▶ _Stated goal_:
Return each line that holds the word "screenshot".

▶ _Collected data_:
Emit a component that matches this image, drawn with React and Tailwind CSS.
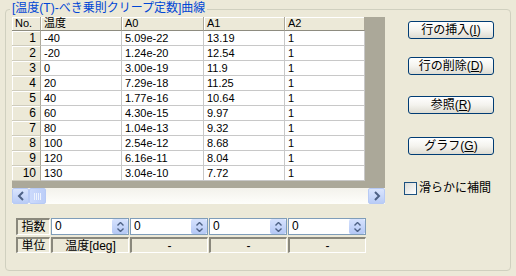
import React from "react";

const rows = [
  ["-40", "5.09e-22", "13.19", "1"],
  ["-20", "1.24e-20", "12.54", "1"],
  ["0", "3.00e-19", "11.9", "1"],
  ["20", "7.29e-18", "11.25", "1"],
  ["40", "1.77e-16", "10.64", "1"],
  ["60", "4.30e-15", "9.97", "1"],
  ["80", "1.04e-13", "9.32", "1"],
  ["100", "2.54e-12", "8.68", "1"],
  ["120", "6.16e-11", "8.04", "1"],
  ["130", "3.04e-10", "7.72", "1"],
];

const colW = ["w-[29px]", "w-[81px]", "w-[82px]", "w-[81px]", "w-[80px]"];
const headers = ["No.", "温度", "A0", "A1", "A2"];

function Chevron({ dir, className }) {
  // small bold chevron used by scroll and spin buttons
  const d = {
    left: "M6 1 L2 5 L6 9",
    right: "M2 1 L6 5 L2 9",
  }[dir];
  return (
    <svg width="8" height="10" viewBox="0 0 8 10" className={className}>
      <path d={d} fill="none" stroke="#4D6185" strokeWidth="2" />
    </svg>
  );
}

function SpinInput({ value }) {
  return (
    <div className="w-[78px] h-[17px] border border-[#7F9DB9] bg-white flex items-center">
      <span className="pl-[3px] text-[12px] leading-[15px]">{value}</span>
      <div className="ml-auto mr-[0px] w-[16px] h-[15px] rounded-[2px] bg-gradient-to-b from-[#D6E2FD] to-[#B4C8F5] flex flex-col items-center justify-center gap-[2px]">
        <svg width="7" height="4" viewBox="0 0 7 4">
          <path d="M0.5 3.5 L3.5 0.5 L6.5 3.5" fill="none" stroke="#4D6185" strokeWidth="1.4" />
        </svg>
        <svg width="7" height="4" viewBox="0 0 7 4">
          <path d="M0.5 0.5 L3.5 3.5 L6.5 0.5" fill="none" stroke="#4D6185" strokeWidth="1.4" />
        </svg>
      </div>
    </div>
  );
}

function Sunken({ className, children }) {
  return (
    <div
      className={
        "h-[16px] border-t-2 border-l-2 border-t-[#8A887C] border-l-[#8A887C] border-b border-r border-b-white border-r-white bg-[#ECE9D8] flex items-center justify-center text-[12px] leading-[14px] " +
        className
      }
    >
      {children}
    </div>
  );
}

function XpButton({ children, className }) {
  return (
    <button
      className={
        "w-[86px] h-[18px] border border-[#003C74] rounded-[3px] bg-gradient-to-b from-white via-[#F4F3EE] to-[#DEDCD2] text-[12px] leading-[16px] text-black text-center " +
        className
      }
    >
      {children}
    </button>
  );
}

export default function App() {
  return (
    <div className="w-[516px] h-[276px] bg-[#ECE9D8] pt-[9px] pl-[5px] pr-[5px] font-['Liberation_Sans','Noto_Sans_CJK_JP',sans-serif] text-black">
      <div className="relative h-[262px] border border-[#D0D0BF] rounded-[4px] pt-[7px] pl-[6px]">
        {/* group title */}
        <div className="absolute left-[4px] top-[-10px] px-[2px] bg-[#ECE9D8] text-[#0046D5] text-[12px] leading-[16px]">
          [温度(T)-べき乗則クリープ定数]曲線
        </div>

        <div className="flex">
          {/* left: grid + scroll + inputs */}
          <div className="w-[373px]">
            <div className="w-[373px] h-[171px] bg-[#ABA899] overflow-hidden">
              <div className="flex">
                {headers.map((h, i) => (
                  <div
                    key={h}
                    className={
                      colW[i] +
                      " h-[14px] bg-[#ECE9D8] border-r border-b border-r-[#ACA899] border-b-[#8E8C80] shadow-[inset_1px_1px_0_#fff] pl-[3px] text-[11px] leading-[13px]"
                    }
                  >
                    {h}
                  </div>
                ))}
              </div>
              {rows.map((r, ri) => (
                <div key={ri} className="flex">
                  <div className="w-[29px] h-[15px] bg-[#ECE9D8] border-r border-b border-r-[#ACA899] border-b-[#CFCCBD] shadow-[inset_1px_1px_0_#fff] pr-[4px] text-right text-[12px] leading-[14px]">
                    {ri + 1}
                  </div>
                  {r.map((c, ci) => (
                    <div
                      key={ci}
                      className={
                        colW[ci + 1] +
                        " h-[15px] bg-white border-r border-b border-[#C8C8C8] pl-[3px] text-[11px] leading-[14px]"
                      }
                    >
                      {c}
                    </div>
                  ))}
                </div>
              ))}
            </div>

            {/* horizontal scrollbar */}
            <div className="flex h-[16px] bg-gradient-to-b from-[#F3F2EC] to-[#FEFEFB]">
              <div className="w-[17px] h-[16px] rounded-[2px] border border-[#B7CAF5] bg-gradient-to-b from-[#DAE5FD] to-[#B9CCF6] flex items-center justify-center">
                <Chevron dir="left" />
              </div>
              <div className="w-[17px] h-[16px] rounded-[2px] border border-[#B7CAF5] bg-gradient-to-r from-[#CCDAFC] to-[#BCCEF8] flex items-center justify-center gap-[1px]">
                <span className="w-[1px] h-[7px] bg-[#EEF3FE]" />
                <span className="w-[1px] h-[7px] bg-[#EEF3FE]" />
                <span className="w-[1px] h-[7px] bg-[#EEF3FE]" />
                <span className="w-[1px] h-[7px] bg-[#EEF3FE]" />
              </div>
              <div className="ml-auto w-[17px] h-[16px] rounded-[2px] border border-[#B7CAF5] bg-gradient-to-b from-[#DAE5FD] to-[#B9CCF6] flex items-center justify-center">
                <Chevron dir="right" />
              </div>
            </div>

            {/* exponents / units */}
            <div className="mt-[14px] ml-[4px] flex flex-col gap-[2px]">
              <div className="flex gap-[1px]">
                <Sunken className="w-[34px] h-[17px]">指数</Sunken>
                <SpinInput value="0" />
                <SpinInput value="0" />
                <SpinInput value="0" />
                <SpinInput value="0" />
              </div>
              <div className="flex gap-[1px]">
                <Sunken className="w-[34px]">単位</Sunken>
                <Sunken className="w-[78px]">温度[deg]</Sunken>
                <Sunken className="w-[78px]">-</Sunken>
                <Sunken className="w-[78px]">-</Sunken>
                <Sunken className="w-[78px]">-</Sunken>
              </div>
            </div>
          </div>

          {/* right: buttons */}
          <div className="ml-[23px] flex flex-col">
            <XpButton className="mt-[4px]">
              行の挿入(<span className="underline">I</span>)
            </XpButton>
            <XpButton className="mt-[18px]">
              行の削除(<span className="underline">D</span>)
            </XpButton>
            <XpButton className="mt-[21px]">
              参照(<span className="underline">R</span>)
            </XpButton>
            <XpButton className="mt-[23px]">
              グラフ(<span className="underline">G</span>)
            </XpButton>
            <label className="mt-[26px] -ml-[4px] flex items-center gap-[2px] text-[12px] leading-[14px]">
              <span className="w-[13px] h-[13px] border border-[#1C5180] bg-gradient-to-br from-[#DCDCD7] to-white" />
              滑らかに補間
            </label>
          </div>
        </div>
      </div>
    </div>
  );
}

==

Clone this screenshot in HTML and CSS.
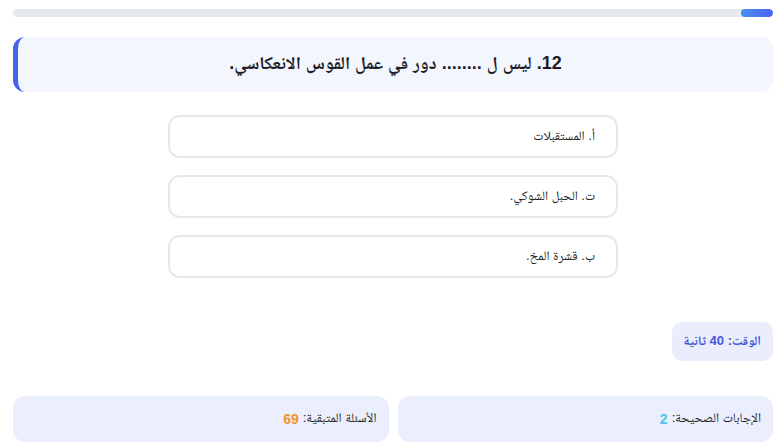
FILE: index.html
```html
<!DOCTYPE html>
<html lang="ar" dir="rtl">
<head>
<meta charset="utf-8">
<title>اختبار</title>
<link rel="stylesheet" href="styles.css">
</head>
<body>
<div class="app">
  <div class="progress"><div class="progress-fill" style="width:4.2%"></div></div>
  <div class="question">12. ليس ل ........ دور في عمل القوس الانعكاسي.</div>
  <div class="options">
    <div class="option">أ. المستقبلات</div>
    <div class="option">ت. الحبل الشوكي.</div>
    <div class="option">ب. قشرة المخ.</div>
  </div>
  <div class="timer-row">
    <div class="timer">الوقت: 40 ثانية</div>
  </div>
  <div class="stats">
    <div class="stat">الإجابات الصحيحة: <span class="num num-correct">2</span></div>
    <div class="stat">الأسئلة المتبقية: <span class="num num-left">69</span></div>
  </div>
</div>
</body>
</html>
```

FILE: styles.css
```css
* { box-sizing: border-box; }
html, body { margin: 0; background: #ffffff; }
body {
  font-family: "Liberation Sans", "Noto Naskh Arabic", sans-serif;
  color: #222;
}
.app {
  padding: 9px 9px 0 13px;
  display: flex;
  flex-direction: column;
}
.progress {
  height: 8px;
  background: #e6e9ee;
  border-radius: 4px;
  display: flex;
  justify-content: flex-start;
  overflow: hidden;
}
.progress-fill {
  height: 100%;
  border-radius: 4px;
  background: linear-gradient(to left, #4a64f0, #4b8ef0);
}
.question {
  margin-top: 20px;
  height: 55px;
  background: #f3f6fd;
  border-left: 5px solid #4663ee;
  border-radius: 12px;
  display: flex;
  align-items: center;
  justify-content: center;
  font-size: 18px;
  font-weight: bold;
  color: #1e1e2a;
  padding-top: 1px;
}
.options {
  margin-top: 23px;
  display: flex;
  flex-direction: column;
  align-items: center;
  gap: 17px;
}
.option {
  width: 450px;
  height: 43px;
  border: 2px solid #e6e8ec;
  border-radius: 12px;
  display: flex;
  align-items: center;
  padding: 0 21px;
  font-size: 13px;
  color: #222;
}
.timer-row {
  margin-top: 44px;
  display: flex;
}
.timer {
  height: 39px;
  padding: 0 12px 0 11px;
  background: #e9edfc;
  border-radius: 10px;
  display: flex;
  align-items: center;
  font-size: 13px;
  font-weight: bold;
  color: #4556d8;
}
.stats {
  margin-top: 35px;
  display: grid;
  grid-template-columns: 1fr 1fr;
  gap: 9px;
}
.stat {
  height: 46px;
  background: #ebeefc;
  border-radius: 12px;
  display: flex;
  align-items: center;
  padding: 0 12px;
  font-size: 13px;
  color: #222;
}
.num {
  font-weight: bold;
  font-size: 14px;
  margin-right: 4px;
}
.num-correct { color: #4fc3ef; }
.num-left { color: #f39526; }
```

* * *

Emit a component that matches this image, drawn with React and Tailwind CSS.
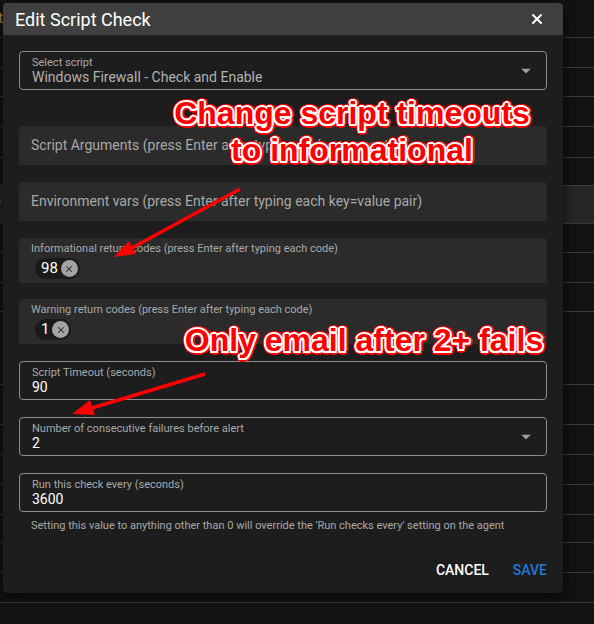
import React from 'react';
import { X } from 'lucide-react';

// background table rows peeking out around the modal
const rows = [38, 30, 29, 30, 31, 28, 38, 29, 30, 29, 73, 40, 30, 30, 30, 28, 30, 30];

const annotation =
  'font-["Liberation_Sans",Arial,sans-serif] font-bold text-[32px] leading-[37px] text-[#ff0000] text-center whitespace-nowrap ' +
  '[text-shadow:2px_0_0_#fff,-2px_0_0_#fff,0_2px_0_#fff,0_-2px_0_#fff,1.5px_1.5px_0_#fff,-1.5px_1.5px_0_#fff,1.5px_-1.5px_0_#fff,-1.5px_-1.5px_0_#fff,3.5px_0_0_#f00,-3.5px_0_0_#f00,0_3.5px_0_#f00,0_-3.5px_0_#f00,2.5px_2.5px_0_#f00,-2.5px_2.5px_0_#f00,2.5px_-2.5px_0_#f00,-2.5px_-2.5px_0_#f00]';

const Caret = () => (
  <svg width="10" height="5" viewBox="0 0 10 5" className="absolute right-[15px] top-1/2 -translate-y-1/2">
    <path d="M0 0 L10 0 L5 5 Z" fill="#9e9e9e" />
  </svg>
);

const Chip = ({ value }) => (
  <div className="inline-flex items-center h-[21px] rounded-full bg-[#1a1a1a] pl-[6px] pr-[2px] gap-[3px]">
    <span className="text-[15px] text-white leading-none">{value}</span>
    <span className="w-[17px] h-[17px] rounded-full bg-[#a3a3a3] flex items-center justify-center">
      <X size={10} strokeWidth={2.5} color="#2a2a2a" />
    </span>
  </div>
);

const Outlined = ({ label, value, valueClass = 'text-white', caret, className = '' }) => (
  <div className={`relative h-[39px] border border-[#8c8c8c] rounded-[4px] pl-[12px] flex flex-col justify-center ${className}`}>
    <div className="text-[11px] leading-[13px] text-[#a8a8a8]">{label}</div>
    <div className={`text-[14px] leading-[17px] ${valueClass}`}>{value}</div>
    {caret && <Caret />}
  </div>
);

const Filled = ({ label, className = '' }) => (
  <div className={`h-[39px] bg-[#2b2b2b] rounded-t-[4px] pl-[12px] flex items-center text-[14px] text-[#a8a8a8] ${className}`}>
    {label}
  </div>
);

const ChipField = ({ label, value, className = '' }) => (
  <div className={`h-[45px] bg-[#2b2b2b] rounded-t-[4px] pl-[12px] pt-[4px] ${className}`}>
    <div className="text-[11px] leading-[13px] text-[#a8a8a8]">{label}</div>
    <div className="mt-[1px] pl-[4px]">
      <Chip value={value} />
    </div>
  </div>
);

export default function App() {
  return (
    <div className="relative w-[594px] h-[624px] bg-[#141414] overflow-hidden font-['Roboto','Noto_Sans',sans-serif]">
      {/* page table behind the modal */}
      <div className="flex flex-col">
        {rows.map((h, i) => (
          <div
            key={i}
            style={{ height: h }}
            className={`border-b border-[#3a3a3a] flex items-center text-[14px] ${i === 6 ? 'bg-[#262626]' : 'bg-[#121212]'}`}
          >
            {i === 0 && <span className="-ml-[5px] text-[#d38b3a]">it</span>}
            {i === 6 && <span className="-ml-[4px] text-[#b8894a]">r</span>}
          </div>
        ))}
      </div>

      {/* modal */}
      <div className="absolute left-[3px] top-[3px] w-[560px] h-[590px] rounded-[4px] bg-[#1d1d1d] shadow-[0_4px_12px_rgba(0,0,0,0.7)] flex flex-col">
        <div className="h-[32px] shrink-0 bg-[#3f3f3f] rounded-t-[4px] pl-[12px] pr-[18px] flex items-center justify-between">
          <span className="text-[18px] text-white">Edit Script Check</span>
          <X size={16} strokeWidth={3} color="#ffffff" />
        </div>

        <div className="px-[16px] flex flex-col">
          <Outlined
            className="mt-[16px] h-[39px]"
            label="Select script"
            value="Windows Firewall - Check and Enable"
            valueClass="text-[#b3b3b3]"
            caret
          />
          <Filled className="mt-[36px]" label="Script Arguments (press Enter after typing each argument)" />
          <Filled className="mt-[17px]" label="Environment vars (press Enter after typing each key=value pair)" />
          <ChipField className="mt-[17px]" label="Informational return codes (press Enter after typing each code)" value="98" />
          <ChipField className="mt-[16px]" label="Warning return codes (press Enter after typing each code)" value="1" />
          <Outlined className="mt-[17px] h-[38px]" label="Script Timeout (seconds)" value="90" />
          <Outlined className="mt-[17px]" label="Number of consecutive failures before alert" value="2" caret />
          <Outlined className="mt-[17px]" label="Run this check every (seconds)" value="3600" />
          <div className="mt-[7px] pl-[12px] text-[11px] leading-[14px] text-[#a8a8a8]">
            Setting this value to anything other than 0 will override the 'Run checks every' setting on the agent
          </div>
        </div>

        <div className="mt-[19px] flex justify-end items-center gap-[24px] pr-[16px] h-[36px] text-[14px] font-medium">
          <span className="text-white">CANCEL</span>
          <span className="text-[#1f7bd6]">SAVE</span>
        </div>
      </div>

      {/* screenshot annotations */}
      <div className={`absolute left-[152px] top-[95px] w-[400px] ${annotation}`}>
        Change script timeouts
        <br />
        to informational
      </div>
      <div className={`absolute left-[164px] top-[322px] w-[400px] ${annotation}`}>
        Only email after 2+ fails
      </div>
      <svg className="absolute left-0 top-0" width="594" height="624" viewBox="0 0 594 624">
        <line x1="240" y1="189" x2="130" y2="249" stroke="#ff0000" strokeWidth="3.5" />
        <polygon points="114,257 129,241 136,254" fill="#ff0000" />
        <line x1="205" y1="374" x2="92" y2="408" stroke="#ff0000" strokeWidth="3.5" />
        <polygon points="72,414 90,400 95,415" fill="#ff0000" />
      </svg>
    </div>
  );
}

▶ _Task solution_:
Clone this screenshot in HTML and CSS.
      {/* screenshot annotations */}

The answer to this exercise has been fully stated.